The method responsible for deploying each simulation workflow receives as parameters the topology file for the system, the initial configuration file associated with the coordinates, the attributes listed above and the length of the production run (in number of steps).

If the requested length is the same as the initial length, as inferred from the .mdp file of the production run, a standard simulation routine is deployed, starting at each step from the last state (.cpt file) available in disk, the last frame of the previous step (.gro file) or the initial configuration, in this order of priority.

Tip

In particular, this means that for any two successive gmak runs, the second one will not rerun simulations that finished during the first one if the corresponding simulation files have not been deleted. Also, if the first run has terminated abruptly, the second run will restart incomplete simulations from the last state saved to disk instead of from scratch.

If the requested length is larger than the initial length, a simulation extension is deployed. In this case, all steps but the production run are skipped, and the latter has its length extended to the requested length.

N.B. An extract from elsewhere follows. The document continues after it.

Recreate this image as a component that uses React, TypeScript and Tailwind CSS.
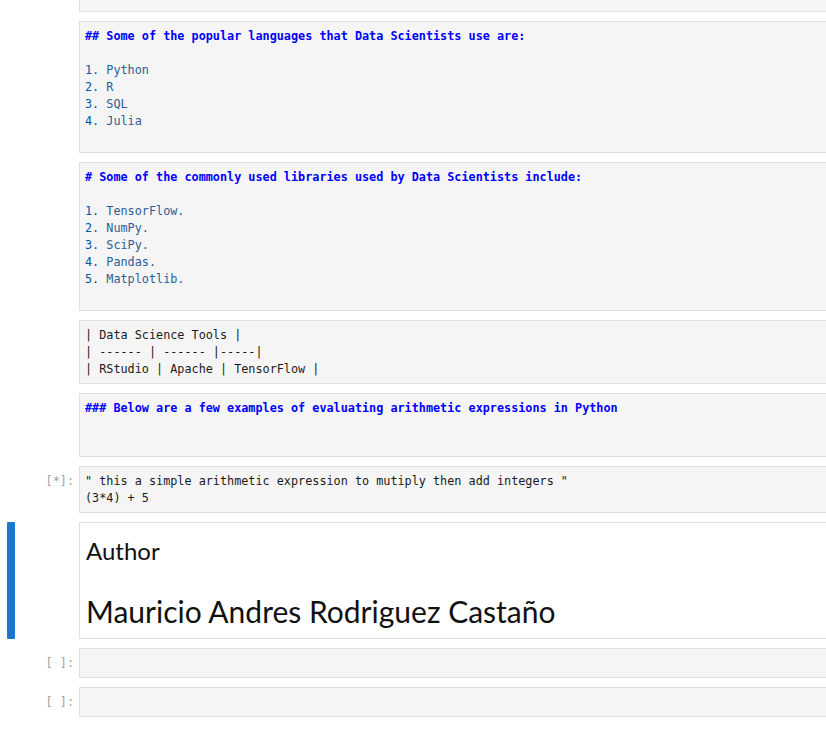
import React from 'react';

const mono = "font-['DejaVu_Sans_Mono','Liberation_Mono',monospace] text-[11.8px] leading-[17px]";

type Line = { parts: { text: string; cls?: string }[] };

const header = (t: string): Line => ({ parts: [{ text: t, cls: 'text-[#0000ff] font-bold' }] });
const item = (n: string, t: string): Line => ({
  parts: [
    { text: n + ' ', cls: 'text-[#0055aa]' },
    { text: t, cls: 'text-[#2d5d96]' },
  ],
});
const plain = (t: string): Line => ({ parts: [{ text: t, cls: 'text-[#1a1a1a]' }] });
const blank: Line = { parts: [{ text: '' }] };

const SourceCell = ({ lines, prompt }: { lines: Line[]; prompt?: string }) => (
  <div className="flex">
    <div className={`w-[79px] shrink-0 pr-[5px] pt-[6.5px] text-right text-[#a0a0a0] ${mono}`}>
      {prompt}
    </div>
    <div className="flex-1 border border-[#e0e0e0] bg-[#f5f5f5] px-[5px] pt-[5.5px] pb-[5px]">
      {lines.map((l, i) => (
        <div key={i} className={`${mono} whitespace-pre h-[17px]`}>
          {l.parts.map((p, j) => (
            <span key={j} className={p.cls}>
              {p.text}
            </span>
          ))}
        </div>
      ))}
    </div>
  </div>
);

export default function App() {
  return (
    <div className="w-[826px] h-[744px] overflow-hidden bg-white">
      <div className="w-[846px] flex flex-col gap-[9.5px] -mt-[35px]">
        <SourceCell lines={[blank, blank]} />
        <SourceCell
          lines={[
            header('## Some of the popular languages that Data Scientists use are:'),
            blank,
            item('1.', 'Python'),
            item('2.', 'R'),
            item('3.', 'SQL'),
            item('4.', 'Julia'),
            blank,
          ]}
        />
        <SourceCell
          lines={[
            header('# Some of the commonly used libraries used by Data Scientists include:'),
            blank,
            item('1.', 'TensorFlow.'),
            item('2.', 'NumPy.'),
            item('3.', 'SciPy.'),
            item('4.', 'Pandas.'),
            item('5.', 'Matplotlib.'),
            blank,
          ]}
        />
        <SourceCell
          lines={[
            plain('| Data Science Tools |'),
            plain('| ------ | ------ |-----|'),
            plain('| RStudio | Apache | TensorFlow |'),
          ]}
        />
        <SourceCell
          lines={[
            header('### Below are a few examples of evaluating arithmetic expressions in Python'),
            blank,
            blank,
          ]}
        />
        <SourceCell
          prompt="[*]:"
          lines={[
            plain('" this a simple arithmetic expression to mutiply then add integers "'),
            plain('(3*4) + 5'),
          ]}
        />

        {/* rendered markdown cell, selected */}
        <div className="flex h-[116.5px]">
          <div className="w-[79px] shrink-0 pl-[7px]">
            <div className="w-[8px] h-full bg-[#1976d2] rounded-[1px]" />
          </div>
          <div className="flex-1 border border-[#e0e0e0] bg-white pl-[6px] pt-[13px] font-['Lato','Noto_Sans',sans-serif] text-[#111111]">
            <h2 className="text-[24px] leading-[30px]">Author</h2>
            <h1 className="mt-[27px] text-[30px] leading-[36px]">Mauricio Andres Rodriguez Castaño</h1>
          </div>
        </div>

        <SourceCell prompt="[ ]:" lines={[blank]} />
        <SourceCell prompt="[ ]:" lines={[blank]} />
      </div>
    </div>
  );
}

For this protocol type, the protocol-output object that is generated after the simulations have completed is a dict with the absolute paths of some of the files generated by, or involved in, the production-run step. The keys are the file extensions, and the following are included:

  • xtc

  • tpr

  • trr

  • edr

  • gro

  • top

Simulation Extensions

The simulation of a GROMACS-compatible general protocol for a given grid point is extended if the expected value estimated for the grid point of any composite property associated with the protocol is larger than the property tolerance (defined in the input file). In this case, the extended length (in number of steps) is calculated as follows.

First, an estimate for the length \(\ell'\) that equals the statistical error of the property with the tolerance \(t\) is calculated with the expression

\[\ell' = \mathrm{int}\left(\frac{\ell\sigma^2}{t^2}\right)\ ,\]

where \(\sigma\) is the lastly obtained statistical error, based on a simulation with length \(\ell\). This equation assumes that the statistical error is inversely proportional to the square of the simulation length, an assumption that is valid for large lengths and single-component composite properties whose samples are normally-distributed in the simulation. Although not technically valid in general, the expression above still provides a reasonable heuristic for most applications.

The estimate \(\ell'\) is then compared to the lower and upper bounds for the extended length of the simulation. These bounds are given by \(\mathrm{min}\left\{\mathrm{int}(m\ell), L\right\}\) and \(L\), respectively, where \(m\) and \(L\) are the minfactor and maxsteps attributes, respectively. If the estimate \(\ell'\) does not violate any of these bounds, it is used as the extended length; otherwise, the bound closest to \(\ell'\) is used.

If multiple composite properties associated with the protocol do not satisfy the statistical-error tolerance for the grid point, the extended lengths are calculated individually for each property, as described above, and the greatest among them is chosen as the extended length.

GROMACS-compatible Alchemical Protocol

The GROMACS-compatible alchemical protocol wraps a sequence of GROMACS-compatible general protocols (referred to as subprotocols), with one for each thermodynamical state in the alchemical transformation. It is identified with the type gmx_alchemical in the input file. It relies on the same simulation strategies as the GROMACS-compatible general protocol. The supported input parameters are also mostly the same, since they are distributed to the subprotocols.

One notable difference is that, in the alchemical case, the supplied input-parameter files (the .mdp files specified in the mdps attribute) are not used in the actual simulations but instead as a template—new files are generated for each subprotocol by replacing the state-specific value of the coupling parameter \(\lambda\) for the original one in the template. The number of \(\lambda\) points is inferred from the template of the production run.

A similar remark applies to the initial configuration. The configuration implied by the coordinates associated with the protocol is used only for the state \(\lambda=0\). The initial configuration of any subsequent state is the last frame of the production run of the previous state.

For this protocol type, the protocol-output object that is generated after the simulations have completed is a dict with the absolute paths of some the files generated by, or involved in, the production-run steps for each alchemical state. The keys are the file extensions, and each one maps to a list of the corresponding files for each state. The following keys are included:

  • xtc

  • tpr

  • trr

  • edr

  • gro

  • top

  • dhdl

Exceptionally, the dhdl key maps to a list of the dhdl.xvg files for each state (not to files with extension dhdl). Those are the files that contain the derivatives of the Hamiltonian with respect to the coupling parameter.

Simulation Extensions

For the GROMACS-compatible alchemical protocol, all subprotocols are identically extended (or not extended) according to the criteria used for GROMACS-compatible general protocols.